Lontano, nel buio, si sentivano abbaiare i cani. I nostri muli erano con noi; e con le orecchie abbassate sognavano le mulattiere delle Alpi e l’erba tenera. Mandavano vapore dalle narici come le balene; avevano il pelo coperto di brina e mai erano stati così lustri. E i pidocchi anche c’erano; i nostri pidocchi che se ne fregavano di tutto e stavano al caldo nei posti più reconditi. Ecco, pensavo, se dovessi morire i pidocchi che ho addosso che fine farebbero? Creperanno più tardi di me quando il sangue nelle vene sarà come vetro rosso oppure resisteranno fino a primavera? Quando, al caposaldo, mettevamo fuori le maglie con 40 grandi di freddo per due giorni e due notti e le indossavamo dopo averle asciugate vicino a una stufa, subito i pidocchi si facevano vivi. Erano robusti e forti. Mario Rigoni Stern, Il sergente nella neve. Einaudi.

Quella gonna... così... buttata addietro, come da un colpo di vento: una vampa calda, vorace, avventatasi fuori dall’inferno. Carlo Emilio Gadda, Quer pasticciaccio brutto de via Merulana. Garzanti. 1957.

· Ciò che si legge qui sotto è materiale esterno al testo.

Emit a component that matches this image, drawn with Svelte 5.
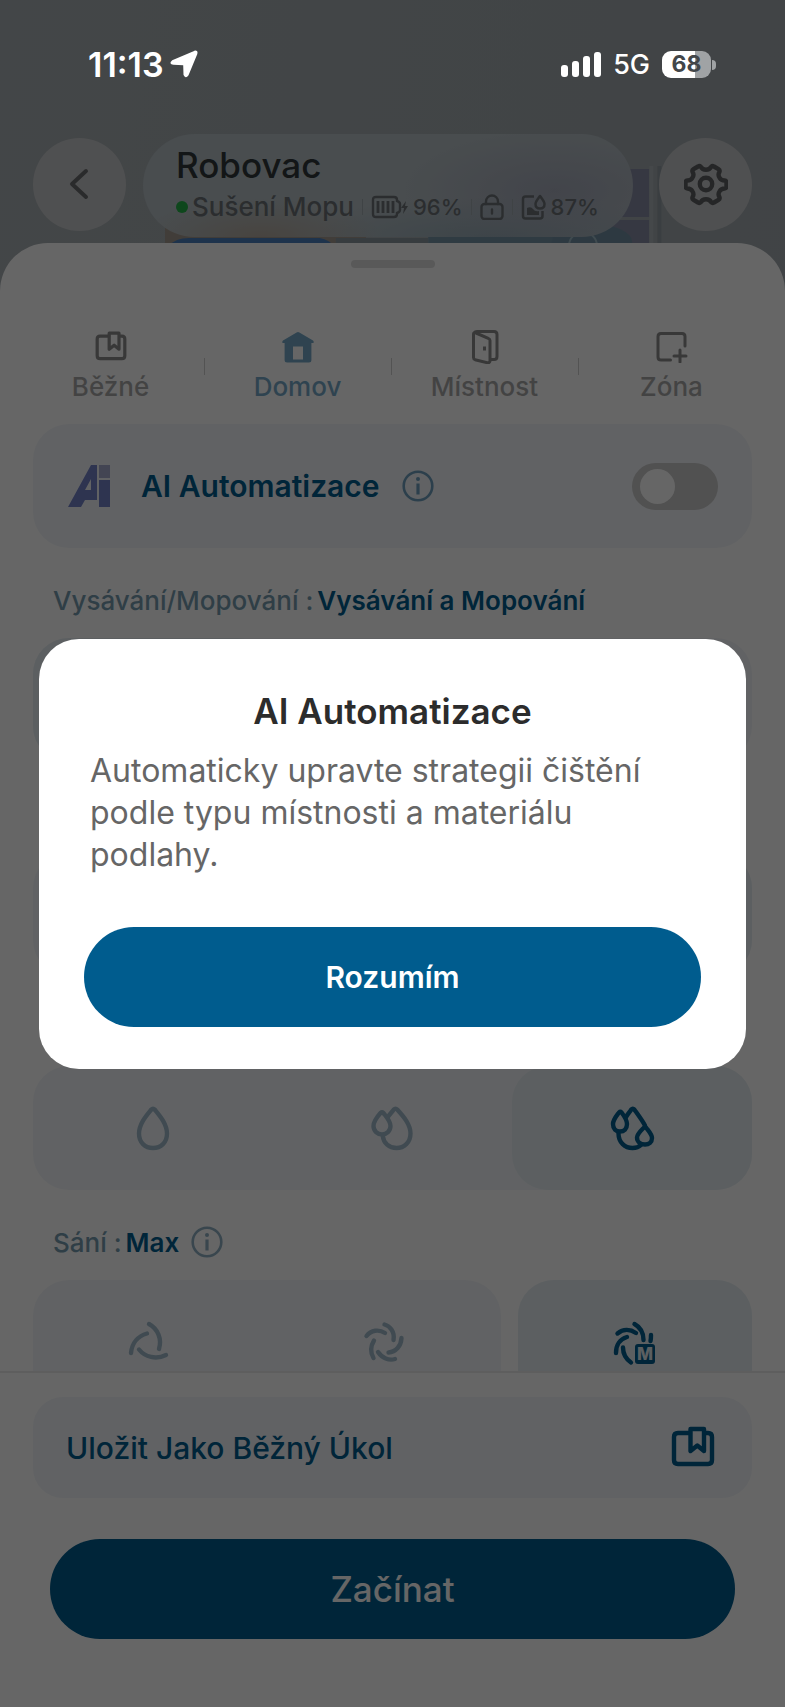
<script lang="ts">
  let aiEnabled = $state(false);
  let activeTab = $state("home");
  let cleanMode = $state("both");
  let cleanPath = $state("deep");
  let water = $state("high");
  let suction = $state("max");
  let showInfo = $state(true);

  const TABS = [
    { id: "routine", label: "Běžné" },
    { id: "home", label: "Domov" },
    { id: "room", label: "Místnost" },
    { id: "zone", label: "Zóna" },
  ];
  const SIGNAL = [12, 16, 21, 25];
</script>

{#snippet bookmark(size: number)}
  <svg width={size} height={size} viewBox="0 0 44 44" fill="none" stroke="currentColor" stroke-width="4.400" stroke-linejoin="round" stroke-linecap="round" aria-hidden="true">
    <path d="M19 7H7q-4 0-4 4v23q0 4 4 4h30q4 0 4-4V11q0-4-4-4h-2" />
    <path d="M19.500 3h13.500v22l-6.700-5.500-6.800 5.500z" />
  </svg>
{/snippet}

{#snippet info()}
  <svg width="32" height="32" viewBox="0 0 32 32" fill="none" stroke="currentColor" stroke-width="2.600" aria-hidden="true">
    <circle cx="16" cy="16" r="14.300" />
    <path d="M16 13.500v11" stroke-width="3.200" />
    <circle cx="16" cy="9" r="2" fill="currentColor" stroke="none" />
  </svg>
{/snippet}

{#snippet tabIcon(id: string)}
  {#if id === "routine"}
    {@render bookmark(32)}
  {:else if id === "home"}
    <svg width="32" height="32" viewBox="0 0 32 32" aria-hidden="true">
      <path fill="currentColor" fill-rule="evenodd" d="M14.600 1.500q1.400-.9 2.800 0L31 9.500q1.200 1 .4 2.500h-2v17q0 2.500-2.500 2.500H5.100q-2.500 0-2.500-2.500V12h-2q-.8-1.500.4-2.500zM11 15.500v13h10v-13z" />
    </svg>
  {:else if id === "room"}
    <svg width="32" height="34" viewBox="0 0 32 34" fill="none" stroke="currentColor" stroke-width="3" stroke-linejoin="round" stroke-linecap="round" aria-hidden="true">
      <path d="M5 3q1-1.400 3-1.400h17q3 0 3 3v22q0 3-3 3h-3" />
      <path d="M4.500 4.500v23q0 1.600 1.600 2.200l12 3q2.300.5 2.900-1.600V10.500q0-1.600-1.700-2.200L7 3q-2.500-.6-2.500 1.500z" />
      <path d="M15.500 16.500v4" stroke-width="3" stroke-linecap="butt" />
    </svg>
  {:else}
    <svg width="32" height="32" viewBox="0 0 32 32" fill="none" stroke="currentColor" stroke-width="3" stroke-linejoin="round" stroke-linecap="round" aria-hidden="true">
      <path d="M14.500 29H5q-3 0-3-3V5.500q0-3 3-3h21q3 0 3 3V15" />
      <path d="M18 25h12M24 19v12" />
    </svg>
  {/if}
{/snippet}

{#snippet waterIcon(level: string)}
  <svg width="48" height="48" viewBox="0 0 48 48" fill="none" stroke="currentColor" stroke-width="4.400" stroke-linejoin="round" stroke-linecap="round" aria-hidden="true">
    {#if level === "low"}
      <path d="M22.300 5.500q1.700-1.800 3.400 0C31 12 38 20 38 29.500 38 38.500 32 44 24 44S10 38.500 10 29.500C10 20 17 12 22.300 5.500z" />
    {:else if level === "mid"}
      <path d="M19.500 13.500c2-3 4.500-5.500 6.300-8q1.700-1.800 3.400 0C35 12 42.500 20 42.500 29.500 42.500 38.500 36 44 28.500 44 21 44 15.500 39 14.800 32" />
      <path d="M12.700 8.800q1.300-1.300 2.600 0c3.200 4.200 7.200 8.200 7.200 13.200 0 5-4 8.500-8.500 8.500S5.500 27 5.500 22c0-5 3.500-9 7.200-13.200z" />
    {:else}
      <path d="M18 13c1.800-3 3.800-5.200 5.300-7.500q1.500-1.800 3 0C29.500 10 34 16 37 21.500M10.500 29.500C10.500 38.500 17 44 24.500 44c3.500 0 6.500-1 8.500-3" />
      <path d="M11 8.500q1.300-1.300 2.600 0c3 4 5.400 7.500 5.400 11.500 0 5-3 7.500-7 7.500S5 25 5 20c0-4 3-7.500 6-11.500z" />
      <path d="M36 23.500q1-1 2 0c3 4 6 7 6 10.500 0 4-3 6.500-7 6.500s-8-2.500-8-7c0-3.500 4-7 7-10z" />
    {/if}
  </svg>
{/snippet}

{#snippet fanIcon(level: string)}
  <svg width="48" height="48" viewBox="0 0 48 48" fill="none" stroke="currentColor" stroke-width="4.400" stroke-linecap="round" aria-hidden="true">
    {#if level === "low"}
      <path d="M23 6C32 11 36 21 33 31M21 15.500C12 18 6 25 5 35M13 31.500C19 39 30 42 40 37" />
    {:else if level === "mid"}
      <path d="M24.500 6.500C30 8 35 14 33.500 22M6.500 18C11 12 19 11 25 15M14 22.500C10 29 10 34 13.500 40M18 34C22 40 29 43 35 41M28.500 34.500C36 34 41 28 41.500 20" />
    {:else}
      <path d="M23.500 6C29 9 32.500 14 32.500 22M6.500 15.500C12 11 19 11 25 15M5 35C5 27 9 21 16 19M12 29.500C12 37 15 41 20 44.500M40 17c0 2 0 4-.5 6" />
      <rect x="24" y="26" width="20" height="20" rx="3" fill="currentColor" stroke="none" />
      <text x="34" y="42" class="fan-max">M</text>
    {/if}
  </svg>
{/snippet}

<div class="screen">
  <div class="status">
    <div class="clock">
      <span>11:13</span>
      <svg width="28" height="28" viewBox="0 0 28 28" aria-hidden="true">
        <path d="M24.500 1.800q2.600-.8 1.900 1.700L17.500 25q-1.800 2.600-3-.3l-.3-9.700q0-.8-.8-.8l-10-.4q-3.500-.6-.8-2.600z" fill="#fff" stroke="#fff" stroke-width="2" stroke-linejoin="round" />
      </svg>
    </div>
    <div class="phone">
      <div class="signal">
        {#each SIGNAL as h}
          <i style="height:{h}px"></i>
        {/each}
      </div>
      <span class="network">5G</span>
      <div class="cell"><span>68</span></div>
    </div>
  </div>

  <header class="top">
    <svg class="map" viewBox="0 0 500 80" preserveAspectRatio="none" aria-hidden="true">
      <rect x="0" y="62" width="200" height="18" fill="#a39a90" />
      <path d="M4 80q6-8 20-8h130q10 2 14 8z" fill="#4c7fbd" />
      <rect x="170" y="72" width="92" height="8" fill="#8a979e" />
      <rect x="262" y="60" width="200" height="20" fill="#7593a6" />
      <path d="M440 3h42v48h-42zM440 54h42v26h-42z" fill="#888da5" />
      <ellipse cx="425" cy="76" rx="40" ry="18" fill="#7090a3" />
      <circle cx="416" cy="80" r="14" fill="none" stroke="#9fbac6" stroke-width="2" />
      <rect x="482" y="0" width="4" height="80" fill="#acb3b8" />
      <rect x="490" y="0" width="4" height="80" fill="#929ca2" />
    </svg>
    <button class="round" aria-label="Zpět">
      <svg width="32" height="36" viewBox="0 0 32 36" fill="none" stroke="currentColor" stroke-width="4" stroke-linecap="round" stroke-linejoin="round" aria-hidden="true">
        <path d="M22 5L8 18l14 13" />
      </svg>
    </button>
    <div class="device">
      <h1>Robovac</h1>
      <div class="state">
        <i class="dot"></i>
        <span class="activity">Sušení Mopu</span>
        <i class="bar"></i>
        <svg width="38" height="24" viewBox="0 0 38 24" fill="none" stroke="currentColor" stroke-width="2.400" aria-hidden="true">
          <path d="M5 2h18q3 0 3 3v1q3 1 3 3v6q0 2-3 3v1q0 3-3 3H5q-3 0-3-3V5q0-3 3-3z" />
          <path d="M7 6v12M12 6v12M17 6v12M22 6v12" stroke-width="2.800" />
          <path d="M35 6l-5 7h3l-1 6 5-8h-3z" fill="currentColor" stroke="none" />
        </svg>
        <span>96%</span>
        <i class="bar"></i>
        <svg width="24" height="26" viewBox="0 0 24 26" fill="none" stroke="currentColor" stroke-width="2.400" stroke-linecap="round" aria-hidden="true">
          <rect x="1.500" y="10" width="21" height="15" rx="3" />
          <path d="M6 10V7.500a6 6 0 0 1 12 0V10M12 15.500v4" />
        </svg>
        <i class="bar"></i>
        <svg width="26" height="26" viewBox="0 0 26 26" fill="none" stroke="currentColor" stroke-width="2.500" stroke-linejoin="round" aria-hidden="true">
          <path d="M13 2.500H4.500q-2.500 0-2.500 2.500v17q0 2.500 2.500 2.500H19q2.500 0 2.500-2.500v-5" />
          <path d="M19 2c-2.500 3.500-4.500 5.500-4.500 8 0 3 2 4.500 4.500 4.500s4.500-1.500 4.500-4.500c0-2.500-2-4.500-4.500-8z" />
          <path d="M6 14q4-2 6 1t6 2v4H6z" fill="currentColor" stroke="none" />
        </svg>
        <span>87%</span>
      </div>
    </div>
    <button class="round" aria-label="Nastavení">
      <svg width="44" height="44" viewBox="0 0 44 44" fill="none" stroke="currentColor" stroke-width="4.400" stroke-linejoin="round" aria-hidden="true">
        <path d="M14 4.500q1.500-1 2.800.3 1.500 3 5.200 3t5.200-3q1.300-1.300 2.800-.3l4.500 2.700q1.600 1 .9 2.800-1.800 3 .2 5.800 1.700 2.700 5 2.700 1.900.2 1.900 2v4q0 1.800-1.900 2-3.300 0-5 2.700-2 2.800-.2 5.800.7 1.800-.9 2.800L30 40.500q-1.500 1-2.800-.3-1.500-3-5.200-3t-5.200 3q-1.300 1.300-2.800.3l-4.500-2.700q-1.600-1-.9-2.800 1.800-3-.2-5.800-1.700-2.700-5-2.700-1.900-.2-1.900-2v-4q0-1.800 1.900-2 3.300 0 5-2.700 2-2.800.2-5.800-.7-1.800.9-2.800z" />
        <circle cx="22" cy="22" r="6.200" />
      </svg>
    </button>
  </header>

  <main class="sheet">
    <i class="handle"></i>
    <nav class="tabs">
      {#each TABS as tab}
        <button class="tab" class:active={activeTab === tab.id} onclick={() => (activeTab = tab.id)}>
          <span class="tab-icon">{@render tabIcon(tab.id)}</span>
          {tab.label}
        </button>
      {/each}
    </nav>

    <div class="settings">
      <section class="card ai">
        <svg width="42" height="42" viewBox="0 0 42 42" fill="#7483c8" aria-hidden="true">
          <path d="M23 0h6v35H17l-4 7H0zM23 14l-6 11h6z" fill-rule="evenodd" />
          <rect x="31" y="0" width="11" height="13" fill="#a9acd0" />
          <rect x="31" y="15" width="11" height="27" />
        </svg>
        <label for="ai-switch">AI Automatizace</label>
        <button class="info" aria-label="Informace" onclick={() => (showInfo = true)}>{@render info()}</button>
        <input id="ai-switch" class="switch" type="checkbox" role="switch" bind:checked={aiEnabled} />
      </section>

      <h2><span>Vysávání/Mopování :</span><b>Vysávání a Mopování</b></h2>
      <div class="card options">
        {#each ["both", "vacuum", "mop"] as mode}
          <label class="option" class:selected={cleanMode === mode}>
            <input type="radio" name="mode" value={mode} aria-label={mode} bind:group={cleanMode} />
          </label>
        {/each}
      </div>

      <div class="card options spaced">
        {#each ["fast", "standard", "deep"] as path}
          <label class="option" class:selected={cleanPath === path}>
            <input type="radio" name="path" value={path} aria-label={path} bind:group={cleanPath} />
          </label>
        {/each}
      </div>

      <div class="card options spaced">
        {#each ["low", "mid", "high"] as level}
          <label class="option" class:selected={water === level}>
            <input type="radio" name="water" value={level} aria-label={level} bind:group={water} />
            {@render waterIcon(level)}
          </label>
        {/each}
      </div>

      <h2><span>Sání :</span><b>Max</b><button class="info pale" aria-label="Informace">{@render info()}</button></h2>
      <div class="suction">
        <div class="card options">
          {#each ["low", "mid"] as level}
            <label class="option" class:selected={suction === level}>
              <input type="radio" name="suction" value={level} aria-label={level} bind:group={suction} />
              {@render fanIcon(level)}
            </label>
          {/each}
        </div>
        <div class="card options">
          <label class="option" class:selected={suction === "max"}>
            <input type="radio" name="suction" value="max" aria-label="max" bind:group={suction} />
            {@render fanIcon("max")}
          </label>
        </div>
      </div>
    </div>

    <footer>
      <button class="card save">
        <span>Uložit Jako Běžný Úkol</span>
        {@render bookmark(44)}
      </button>
      <button class="primary start">Začínat</button>
    </footer>
  </main>

  {#if showInfo}
    <div class="backdrop">
      <div class="dialog" role="dialog" aria-modal="true" aria-labelledby="dialog-title">
        <h3 id="dialog-title">AI Automatizace</h3>
        <p>Automaticky upravte strategii čištění podle typu místnosti a materiálu podlahy.</p>
        <button class="primary" onclick={() => (showInfo = false)}>Rozumím</button>
      </div>
    </div>
  {/if}
</div>

<style>
  :global(body) { margin: 0; }
  .screen {
    --primary: #005c8e;
    --card: #f3f6fa;
    --selected: #e5eef2;
    position: relative; display: flex; flex-direction: column; height: 100vh; overflow: hidden;
    background: linear-gradient(100deg, #a8afb3, #a0a8ad);
    font-family: Inter, "Liberation Sans", sans-serif; font-weight: 500;
  }
  button { border: 0; padding: 0; background: none; font: inherit; color: inherit; cursor: pointer; }
  svg { display: block; flex: none; }

  .status { position: relative; z-index: 2; display: flex; justify-content: space-between; align-items: center; height: 128px; padding: 0 74px 0 88px; box-sizing: border-box; color: #fff; }
  .clock, .phone { display: flex; align-items: center; }
  .clock { gap: 6px; font-size: 34px; font-weight: 600; }
  .signal { display: flex; align-items: flex-end; gap: 4px; }
  .signal i { width: 7px; border-radius: 3px; background: #fff; }
  .network { margin: 0 12px; font-size: 27px; }
  .cell { position: relative; width: 49px; height: 27px; border-radius: 9px; background: linear-gradient(90deg, #fff 68%, #a0a3a5 68%); color: #424649; text-align: center; font-size: 23px; font-weight: 700; line-height: 27px; }
  .cell::after { content: ""; position: absolute; left: 50px; top: 9px; width: 4px; height: 10px; border-radius: 0 5px 5px 0; background: #a0a3a5; }

  .top { position: relative; display: flex; align-items: center; gap: 17px; height: 115px; padding: 0 33px; box-sizing: border-box; }
  .map { position: absolute; left: 21%; top: 38px; width: 64%; height: 80px; }
  .round { position: relative; display: grid; place-items: center; width: 93px; height: 93px; margin-bottom: 3px; border-radius: 50%; background: #c6c8ca; color: #6a6c6e; }
  .round:last-child { margin-left: 9px; color: #5e6062; }
  .device {
    position: relative; flex: 1; min-width: 0; height: 103px; margin-bottom: 1px; padding: 11px 0 0 33px; box-sizing: border-box; border-radius: 52px; white-space: nowrap;
    background:
      radial-gradient(ellipse 120px 38px at 24% 100%, #b3aaa0, transparent),
      radial-gradient(ellipse 150px 60px at 84% 55%, #a6abba, transparent),
      radial-gradient(ellipse 200px 40px at 72% 100%, #98abb6, transparent),
      #b6c0c5;
  }
  h1 { margin: 0; font-size: 35px; font-weight: 500; line-height: 40px; color: #30373a; }
  .state { display: flex; align-items: center; gap: 4px; height: 44px; font-size: 22px; color: #6b7276; }
  .activity { font-size: 26px; }
  .dot { width: 12px; height: 12px; border-radius: 50%; background: #24b147; }
  .bar { width: 1px; height: 16px; margin: 0 4px; background: #9da7ad; }

  .sheet { position: relative; flex: 1; min-height: 0; display: flex; flex-direction: column; border-radius: 48px 48px 0 0; background: #fff; }
  .handle { width: 84px; height: 8px; margin: 17px auto 0; border-radius: 4px; background: #dedede; }
  .tabs { display: grid; grid-template-columns: repeat(4, 1fr); height: 156px; padding: 61px 20px 0 17px; box-sizing: border-box; }
  .tab { position: relative; display: flex; flex-direction: column; align-items: center; gap: 5px; height: 76px; font-size: 26px; line-height: 34px; color: #a9a9a9; }
  .tab-icon { display: grid; place-items: center; height: 36px; color: #8c8c8c; }
  .tab + .tab::before { content: ""; position: absolute; left: 0; top: 29px; width: 1px; height: 17px; background: #d0d0d0; }
  .tab.active, .tab.active .tab-icon { color: #75a9c8; }

  .settings { flex: 1; min-height: 0; overflow: hidden; padding: 0 33px; }
  .card { border-radius: 36px; background: var(--card); }
  .ai { display: flex; align-items: center; height: 124px; padding: 0 34px 0 35px; color: var(--primary); }
  .ai label { margin: 0 22px 0 31px; font-size: 30px; font-weight: 600; }
  .info { color: #6e9fbe; }
  .pale { color: #8fafc2; margin-left: 8px; }
  .switch { position: relative; appearance: none; width: 86px; height: 47px; margin: 0 0 0 auto; border-radius: 24px; background: #cacaca; cursor: pointer; }
  .switch::after { content: ""; position: absolute; left: 8px; top: 6px; width: 35px; height: 35px; border-radius: 50%; background: #fff; }
  .switch:checked { background: var(--primary); }
  .switch:checked::after { left: 43px; }

  h2 { display: flex; align-items: center; gap: 4px; height: 40px; margin: 0; padding: 32px 20px 18px; font-size: 26px; font-weight: 500; color: #769caf; white-space: nowrap; }
  h2 b { font-weight: 600; color: var(--primary); }
  .options { display: grid; grid-auto-flow: column; grid-auto-columns: 1fr; height: 124px; }
  .spaced { margin-top: 90px; }
  .option { position: relative; display: grid; place-items: center; border-radius: 36px; color: #a0bacb; cursor: pointer; }
  .option.selected { background: var(--selected); color: var(--primary); }
  .option input { position: absolute; opacity: 0; }
  .suction { display: grid; grid-template-columns: 2fr 1fr; gap: 17px; }
  .fan-max { fill: #e4edf2; stroke: none; font-size: 17px; font-weight: 800; text-anchor: middle; }

  footer { display: flex; flex-direction: column; padding: 24px 33px 68px; border-top: 2px solid #ebebeb; background: #fff; }
  .save { display: flex; justify-content: space-between; align-items: center; height: 101px; padding: 0 37px 0 33px; border-radius: 30px; font-size: 30px; color: var(--primary); }
  .primary { height: 100px; border-radius: 50px; background: var(--primary); color: #fff; font-size: 30px; font-weight: 600; }
  .start { margin: 41px 17px 0; font-size: 35px; font-weight: 500; }

  .backdrop { position: absolute; inset: 0; z-index: 1; display: grid; align-items: center; padding: 0 39px; background: rgba(0, 0, 0, 0.6); }
  .dialog { display: flex; flex-direction: column; padding: 50px 45px 42px; border-radius: 40px; background: #fff; }
  h3 { margin: 0 0 17px; font-size: 35px; font-weight: 600; line-height: 44px; text-align: center; color: #2c2c2c; }
  p { margin: 0 0 51px; padding: 0 6px; font-size: 32px; font-weight: 400; line-height: 42px; color: #666; }
</style>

Mio padre era terribilmente esigente con sé e con tutti gli altri. Quando avevo 22 o 23 anni, noi finivamo spesso le nostre cene con delle discussioni nelle quali mi trattava come sua uguale ma finiva sempre per distruggere il punto di vista che difendevo, passando la sera ad aprire dei libri sulla tavola del soggiorno, nella disperazione di mia madre che trovava, tutto ciò, perfettamente assurdo. Chiara Frugoni, parlando del padre Arsenio, storico medioevalista. Le Monde.

Il labirinto realizzato dell’editore esteta Franco Maria Ricci a Fontanellato (Parma) si sviluppa su un percorso di 3 mila metri per 120 mila bambù, pianta prodigiosa, scovata in un vivaio francese: non si ammala, il freddo non la turba, deterge l’aria dall’anidride carbonica. E, in più, è raffinata come i caratteri bodoni. Bruno Quaranta. La Stampa.

Umberto Eco nel suo Diario minimo si occupò per diverse pagine di me e lanciò sempre su di me la sentenza definitiva: «Lei è Lolita spiegata per la prima volta al popolo». Rita Pavone. la Repubblica.

Feltrinelli: De Propaganda Fidel. Marcello Marchesi.

Se il sole abbronza la mia pelle, la luna abbronza il mio cuore. Roberto Gervaso. Il Messaggero.